I am dealing with progress in my little town. We have had a large influx of new settlers here, some from different parts of the world, some from neighboring towns, some just temporarily – students, I mean. And with these new settlers the large companies have decided to set up their own flagship buildings. Some companies, though, have left. And one of them, our Marsh store in West Lafayette, has decided to close. There are other bigger box groceries in town. So, I suppose that was what drove our little Marsh store off the grid. We have Meijer, Walmart, Kroger-Payless, and even some smaller groceries that serve the university studentship. We won’t mention them, in case the business gods want them to leave as well.
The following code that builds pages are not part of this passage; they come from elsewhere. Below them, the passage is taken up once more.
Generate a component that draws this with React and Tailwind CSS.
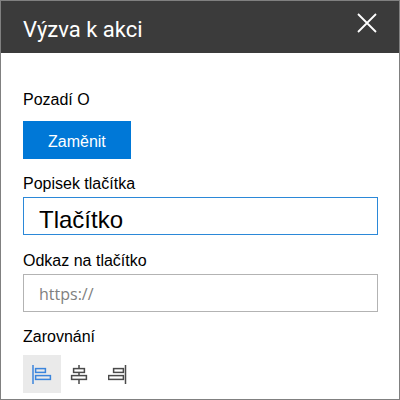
import { useState } from 'react';

const ALIGNMENTS = [
  { value: 'left', label: 'Zarovnat vlevo', line: 'M1 1v19', boxes: [{ x: 3, y: 4, w: 11 }, { x: 3, y: 11, w: 16 }] },
  { value: 'center', label: 'Zarovnat na střed', line: 'M9 1v3M9 9v2M9 16v4', boxes: [{ x: 3, y: 4, w: 12 }, { x: 1, y: 11, w: 16 }] },
  { value: 'right', label: 'Zarovnat vpravo', line: 'M17.5 1v19', boxes: [{ x: 5, y: 4, w: 11 }, { x: 0, y: 11, w: 16 }] },
];

function AlignIcon({ line, boxes }) {
  return (
    <svg width="20" height="20" viewBox="0 0 20 20" fill="none" stroke="currentColor" strokeWidth="1.5" aria-hidden="true">
      <path d={line} />
      {boxes.map((b) => (
        <rect key={b.y} x={b.x + 0.6} y={b.y + 0.6} width={b.w - 1.2} height="3.8" />
      ))}
    </svg>
  );
}

function TextField({ id, label, className, ...props }) {
  return (
    <div className="flex flex-col gap-[2px]">
      <label htmlFor={id} className="leading-[22px]">{label}</label>
      <input
        id={id}
        type="text"
        className={`h-[38px] w-full border bg-white px-[15px] outline-none ${className}`}
        {...props}
      />
    </div>
  );
}

export default function App() {
  const [caption, setCaption] = useState('Tlačítko');
  const [link, setLink] = useState('');
  const [align, setAlign] = useState('left');

  return (
    <main className="flex min-h-screen flex-col border border-[#808080] bg-white font-['Liberation_Sans',Arial,sans-serif] text-base text-black">
      <header className="flex h-13 items-center justify-between bg-[#3b3b3b] px-[22px] text-white">
        <h1 className="pt-1 font-[Roboto,sans-serif] text-[22px]">Výzva k akci</h1>
        <button type="button" aria-label="Zavřít" className="pb-2">
          <svg width="20" height="20" viewBox="0 0 20 20" fill="none" stroke="currentColor" strokeWidth="1.8">
            <path d="M1 1l18 18M19 1L1 19" />
          </svg>
        </button>
      </header>

      <div className="flex flex-col gap-[14px] pt-9 pr-[21px] pl-[22px]">
        <section className="flex flex-col items-start gap-[10px]">
          <h2 className="leading-[22px]">Pozadí O</h2>
          <button type="button" className="h-[38px] bg-[#0078d7] px-[25px] pt-1 text-white">Zaměnit</button>
        </section>

        <div className="flex flex-col gap-[15px]">
          <TextField
            id="caption"
            label="Popisek tlačítka"
            value={caption}
            onChange={(e) => setCaption(e.target.value)}
            className="border-[#2b88d8] pt-2 text-2xl"
          />
          <TextField
            id="link"
            label="Odkaz na tlačítko"
            value={link}
            placeholder="https://"
            onChange={(e) => setLink(e.target.value)}
            className="border-[#b3b3b3] pt-[2px] font-['Open_Sans',sans-serif] placeholder:text-[#808080]"
          />

          <section className="flex flex-col gap-2">
            <h2 className="leading-5">Zarovnání</h2>
            <div className="flex">
              {ALIGNMENTS.map((a) => (
                <button
                  key={a.value}
                  type="button"
                  aria-label={a.label}
                  aria-pressed={align === a.value}
                  onClick={() => setAlign(a.value)}
                  className={`flex size-[38px] items-center justify-center ${align === a.value ? 'bg-[#eaeaea] text-[#3b85dc]' : 'text-[#4a4a4a]'}`}
                >
                  <AlignIcon line={a.line} boxes={a.boxes} />
                </button>
              ))}
            </div>
          </section>
        </div>
      </div>
    </main>
  );
}
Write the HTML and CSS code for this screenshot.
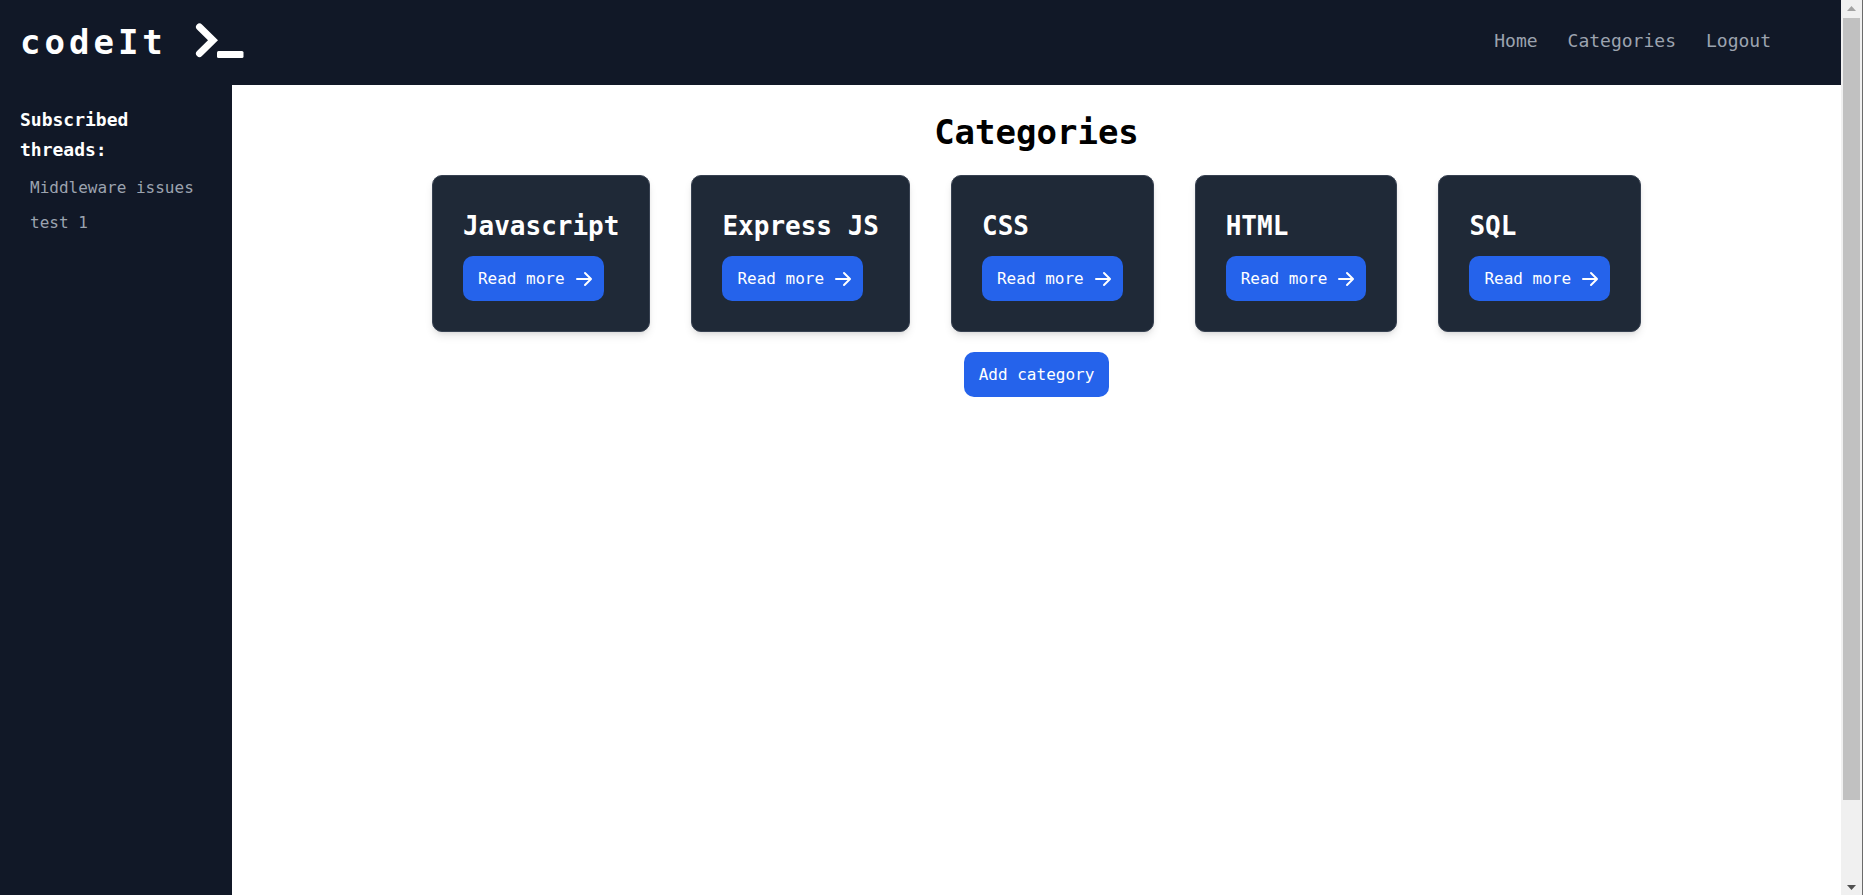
FILE: index.html
```html
<!DOCTYPE html>
<html lang="en">
<head>
<meta charset="utf-8">
<title>codeIt - Categories</title>
<link rel="stylesheet" href="styles.css">
</head>
<body>
<div class="page">
  <header class="header">
    <a class="logo" href="#">
      <span>codeIt</span>
      <svg class="logo-icon" viewBox="0 0 50 36" aria-hidden="true">
        <path d="M4.500 5 18 18.200 4.500 31.500" fill="none" stroke="currentColor" stroke-width="7" stroke-linecap="round" stroke-linejoin="miter"/>
        <rect x="22" y="29" width="26.500" height="7" rx="1.500" fill="currentColor"/>
      </svg>
    </a>
    <nav class="nav">
      <a href="#">Home</a>
      <a href="#">Categories</a>
      <a href="#">Logout</a>
    </nav>
  </header>
  <div class="body">
    <aside class="sidebar">
      <h2 class="sidebar-title">Subscribed threads:</h2>
      <ul class="threads">
        <li><a href="#">Middleware issues</a></li>
        <li><a href="#">test 1</a></li>
      </ul>
    </aside>
    <main class="main">
      <h1 class="title">Categories</h1>
      <div class="cards">
        <article class="card">
          <h3 class="card-title">Javascript</h3>
          <a class="button" href="#">Read more <svg class="arrow" viewBox="0 0 20 20" aria-hidden="true"><use href="#arrow"/></svg></a>
        </article>
        <article class="card">
          <h3 class="card-title">Express JS</h3>
          <a class="button" href="#">Read more <svg class="arrow" viewBox="0 0 20 20" aria-hidden="true"><use href="#arrow"/></svg></a>
        </article>
        <article class="card">
          <h3 class="card-title">CSS</h3>
          <a class="button" href="#">Read more <svg class="arrow" viewBox="0 0 20 20" aria-hidden="true"><use href="#arrow"/></svg></a>
        </article>
        <article class="card">
          <h3 class="card-title">HTML</h3>
          <a class="button" href="#">Read more <svg class="arrow" viewBox="0 0 20 20" aria-hidden="true"><use href="#arrow"/></svg></a>
        </article>
        <article class="card">
          <h3 class="card-title">SQL</h3>
          <a class="button" href="#">Read more <svg class="arrow" viewBox="0 0 20 20" aria-hidden="true"><use href="#arrow"/></svg></a>
        </article>
      </div>
      <button class="button" type="button">Add category</button>
    </main>
  </div>
</div>
<div class="scrollbar" aria-hidden="true">
  <svg class="scroll-up" viewBox="0 0 21 18"><path d="M6 11 10.500 6 15 11z" fill="#a3a3a3"/></svg>
  <div class="scroll-track"><div class="scroll-thumb"></div></div>
  <svg class="scroll-down" viewBox="0 0 21 18"><path d="M6 8 10.500 13 15 8z" fill="#505050"/></svg>
</div>
<svg class="symbols" aria-hidden="true">
  <symbol id="arrow" viewBox="0 0 20 20"><path fill="currentColor" d="M10.293 3.293a1 1 0 011.414 0l6 6a1 1 0 010 1.414l-6 6a1 1 0 01-1.414-1.414L14.586 11H3a1 1 0 110-2h11.586l-4.293-4.293a1 1 0 010-1.414z"/></symbol>
</svg>
</body>
</html>
```
FILE: styles.css
```css
* { box-sizing: border-box; margin: 0; padding: 0; }

body {
  display: flex;
  min-height: 100vh;
  background: #fff;
  color: #000;
  font-family: Consolas, "DejaVu Sans Mono", "Liberation Mono", monospace;
  font-size: 16px;
}

a { color: inherit; text-decoration: none; }
ul { list-style: none; }

.page { flex: 1; display: flex; flex-direction: column; }

.header {
  display: flex;
  justify-content: space-between;
  padding: 20px 70px 20px 20px;
  background: #111827;
}

.logo {
  display: flex;
  gap: 28px;
  color: #fff;
  font-size: 34px;
  font-weight: 700;
  line-height: 45px;
  letter-spacing: 4px;
}
.logo-icon { width: 50px; height: 36px; margin-top: 2px; }

.nav {
  display: flex;
  gap: 30px;
  padding-top: 6px;
  color: #9ca3af;
  font-size: 18px;
  line-height: 30px;
}

.body { flex: 1; display: flex; }

.sidebar {
  width: 232px;
  padding: 20px;
  background: #111827;
  color: #9ca3af;
}
.sidebar-title {
  color: #fff;
  font-size: 18px;
  line-height: 30px;
}
.threads {
  padding: 5px 0 0 10px;
  line-height: 35px;
  white-space: nowrap;
}

.main {
  flex: 1;
  display: flex;
  flex-direction: column;
  align-items: center;
  gap: 20px;
  padding: 25px 20px;
}
.title { font-size: 34px; line-height: 45px; }

.cards { display: flex; flex-wrap: wrap; justify-content: center; gap: 20px 41px; }
.card {
  padding: 30px;
  border: 1px solid #374151;
  border-radius: 10px;
  background: #1f2937;
  box-shadow: 0 5px 8px -1px rgba(0, 0, 0, .1), 0 2px 5px -2px rgba(0, 0, 0, .1);
}
.card-title {
  margin-bottom: 10px;
  color: #fff;
  font-size: 26px;
  line-height: 40px;
}

.button {
  display: inline-flex;
  align-items: center;
  padding: 10px 15px;
  border: 0;
  border-radius: 10px;
  background: #2563eb;
  color: #fff;
  font: inherit;
  line-height: 25px;
}
.arrow { width: 20px; height: 20px; margin: 0 -5px 0 9px; }

.scrollbar {
  display: flex;
  flex-direction: column;
  width: 22px;
  height: 100vh;
  border-right: 1px solid #6b6b6b;
  background: #f0f0f0;
}
.scroll-up, .scroll-down { width: 21px; height: 18px; }
.scroll-track { flex: 1; padding: 0 2px; }
.scroll-thumb { height: 91%; background: #c1c1c1; }

.symbols { position: absolute; width: 0; height: 0; }
```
Our little Marsh store was not a little one at all. It had all the amenities: the deli, the bakery, the flower shop, and, it had international items (like Chinese and English fare). It had a navigable footprint, we knew where to find things – and it wasn’t a long slog like with Walmart where you could easily get lost in it looking for vitamins or Coffee or canned meat.
When my family settled here in the early 90’s, the Marsh store was pretty much the only store in town, perhaps the Kroger one was also up. But Kroger had a large store and it was difficult to park in it. I had visions of being t-boned in their parking because someone didn’t look behind to see who was driving past. So Kroger, despite being a serviceable store, seemed a bit of a risk to me.
Marsh had friendly people, the greengrocers liked to say hello and helped when I couldn’t find the pine nuts for my recipe. The manager, who I just met a few months ago (he’d been there for years) had informed me then that they weren’t going out of business, they really are doing a profit and so the fear of them closing had dissipated. But that was then, the news, the cold hard news is that they are now being run off the grid of West Lafayette.
It is a difficult thing to see something that’s been there for decades and been the provider of your food and greens and alcohol since you started and made this place your own. My own, as it were. I know that another bigger, fancier store will come out and replace it. It will tear down the building and who knows what other ones attached, and it will be a mess for a while and then it will announce itself.
Maybe that is progress. But what progress really, for the manager who told me he was glad they weren’t closing because he is a couple of years away from retirement? Or the green grocers who have aged through the years, and still look as young as they were with just a bit of grey around the gills – where do they go? I know that they will be taken care of, at least, that is what I hope Marsh will do – give them a good retirement package. But the memories will go away.
Memories of Marsh you say? Well, we had friends who were the cashier, the ones who sold us our lotto tickets, the assistant manager who offered to keep an eye on my dog while I shopped, the friends we bumped into and regaled with news of our latest trips or retirements and so on. Where will they be next? I doubt that there will be a greater chance to see them again – where would they be? What do people do when their favorite store closes? Are the alternatives going to be ok? What will I miss most about Marsh?
I guess I will miss a few things about Marsh, besides what I have already said. I will miss their ample parking (mostly due to the fact that hardly anyone shopped there anymore) where I could actually sit and scroll through my newsfeed on Twitter in my parked car, or, where I would eat my Starbucks Danish before going in to shop. I will miss its accessibility. I will miss well, the past. I guess that is what I will miss. The past that includes my whole family shopping there and now the family has dwindled. So, perhaps that is what I will miss about Marsh. Those scenes in the past where Marsh figured in some way. Not greatly, but in a significant way.
Small towns are the thing of the past, though. Our town is eager to be part of the next technological super age. So, with that, let all small grocery stores beware. One can’t always stay the same, one must do what they can to matter to those who are around. Those who have patronized Marsh are in their later years, those who are more inclined to want to shop safely, to feel like there’s a warm place to go and feel like they belong. The youth of the town will go where they have access to Starbucks, to new-fangled foods, to every type of monster drink available. The rich will always go where the parking lot is paved and has no bad holes. The entrepreneurs will go where there are party stuff to celebrate openings and launches. And then where would these stores be that can’t have all for these demographical shoppers?
Perhaps that is what Marsh needed – and they tried to keep up, they tried to stock those things that only they would carry and not others. They installed U-scan devices, and made the store more spacious. But, too little too late.
I fear for those who will miss Marsh that they will completely be in a catatonic state when they enter a big box store. What of those tender hearts who really only wanted one item and then scurry back home to cherish it with their recipe?
I might be getting too maudlin, but I really really hate that Marsh is closing here. I know I’ll get over it. I shouldn’t fret, of course, because perhaps it is part of God’s plan. Yes, He has a plan even for Marsh stores. I don’t know what that would be, but in God’s Mind, these things are present. So for all Marsh aficionados, take heart. God’s in control. He will be happy to hear our fears and settle them in his Fatherly way.